Nine months later, that relationship ended. I was devastated. I felt ripped away from my confidence and happiness. I honestly thought I’d never be good enough to be married, to have a family, to have that cute little white house like I’d always dreamed. I didn’t believe I was good enough for any of it.
And I realized I had put my hope into something that failed me, something that left me broken and alone. While it wasn’t wrong to stay hopeful during that relationship, I shouldn’t have put all my confidence, trust, and hope into that one person. Having a family is such a huge dream of mine, I tried to take that dream into my own hands instead of submitting it to God. And as a result, I was left brokenhearted and farther from my dream than I had been before.
But God knows what I want, and more importantly, he knows what I need. He is not blind to my dreams–in fact, he even cares about them. And putting my hope–my dreams and plans–in his hands is a solid foundation. Trusting God to be good is like trusting the sky to be the sky, the wind to be wind, the ocean to be the ocean.
I put all my hope in a previous relationship.
Now, my hope is in Christ.”
I have such a cool family at LuHi, and I’m going to miss them so much when I graduate. They listened so well and I felt so encouraged that day.

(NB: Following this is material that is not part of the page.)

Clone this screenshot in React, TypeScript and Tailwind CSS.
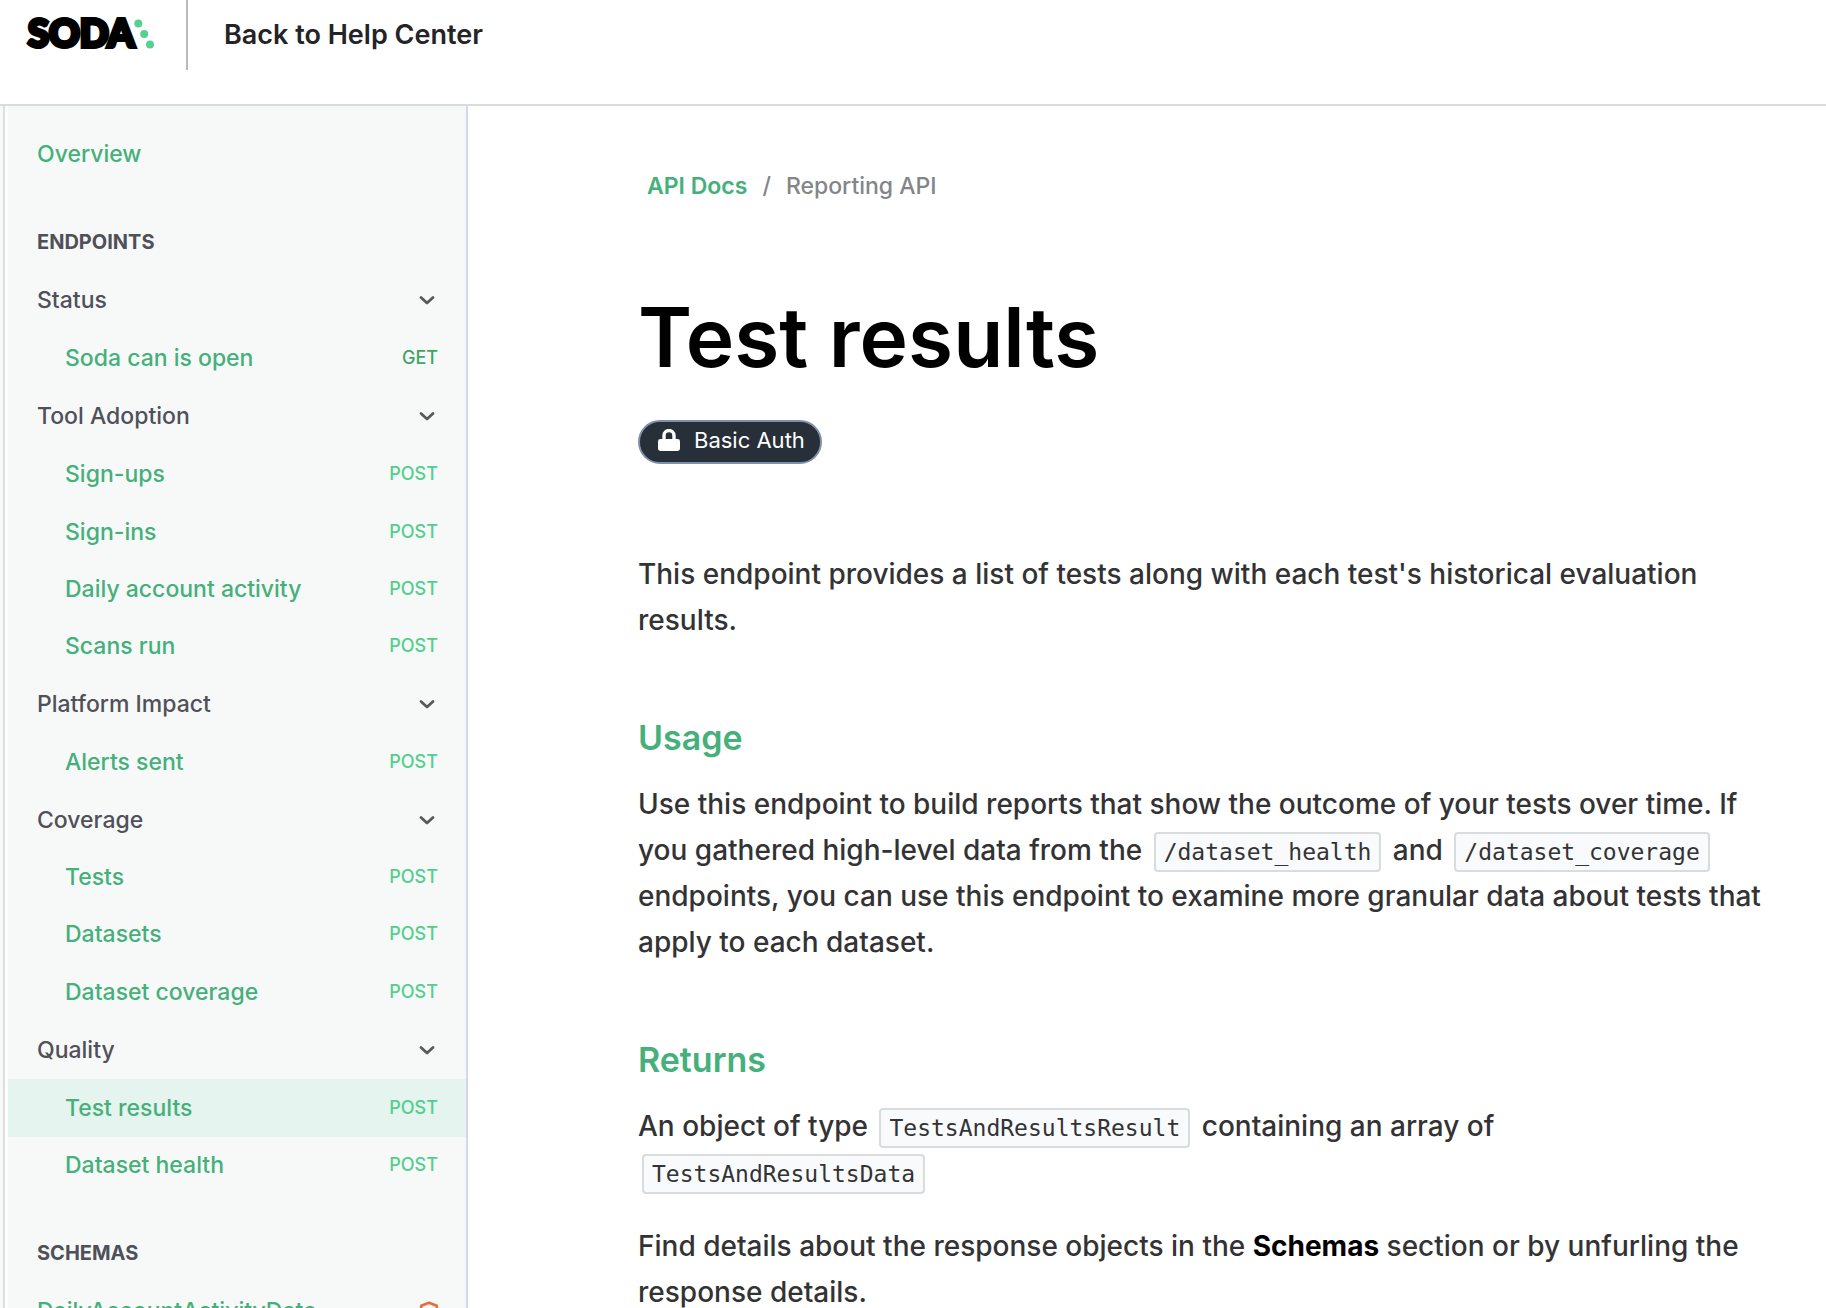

Some of the things God has taught me recently are too small to even make into a fully blog post.
Things like “Regret looks back. Fear looks around. Worry looks in. Faith looks up.” Things like the fact that God is an incredible artist—how he paints the sunrises and sunsets everyday is enough to make me cry. Things like how to hold my tongue in arguments, how to let others be better at something than me, how to lose well. How to love others even if I disagree with their worldview, their actions, and their lifestyle. How to get down on my knees and be real in front of God. How to let go of being perfect. How to reconcile with those around me.
So there you. My struggles, thoughts, and feelings over the last few weeks. What God has been teaching me, and is still teaching me now.